Lourdes School Quezon City
I managed to find last weekend the yahoo groups for my graduating class in LSQC. It was great to see and read about what they have been doing after twenty years. I have spent the whole of this week reading the entries and that is why I have not blogged.
Because I left the school before I finished first year high schoo, my memories are mostly entrenched in those of elementary. It is like an unfinished movie in some ways.
One interesting aspect of the class' deliberations is the status of those like me who left the Philippines before graduation. At that young of an age, one does not control one's destiny. Parents are the key. If your parents want you to move, you move schools. I am glad to say that the class decided to consider anyone who seeks entry into the yahoo group as part of the batch. Their decision is very inclusive.

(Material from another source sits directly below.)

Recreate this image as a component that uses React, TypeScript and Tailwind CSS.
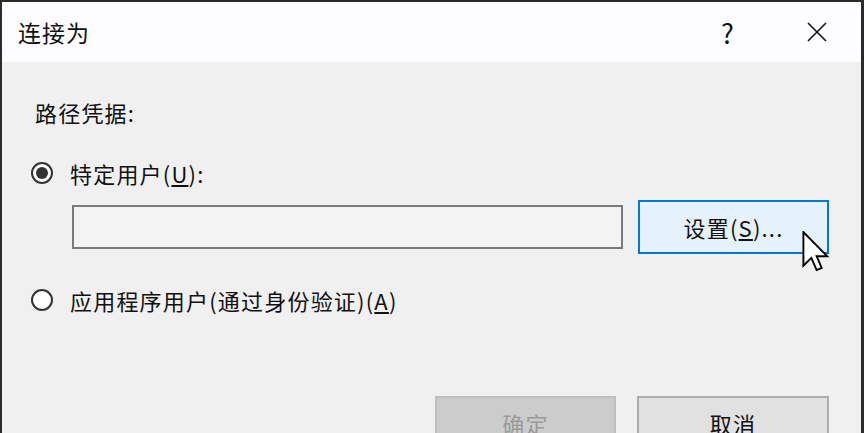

For some reason, I have also been missing the high school years and the college years in the Philippines. Though of course, if I had gone there, I would not have had the chance to integrate myself into American culture as much or as little as I did.
I suppose in some ways, because of my experience, there are only a few places where I feel at home. Whereas others have alumni groups or fraterneties, I have gotten to the point where I don't really feel like I belong. I just knew people over the years, but no social groups bind us.
One other aspect of the whole high school experience in the Philippines is that of puberty in an all-male school. In the beginning of my first year, the school was slowly integrating the school. I confessed to my classmates the crushes I had on teachers. Looking back on it, it was kind of cute. Here's a schoolchild attracted to a twenty year or thirty year old teacher.
The integration of the school is now complete. There are women in the different classes. Thank God. Hopefully, this will reduce the number of losers like me who could not for the life of us speak to women.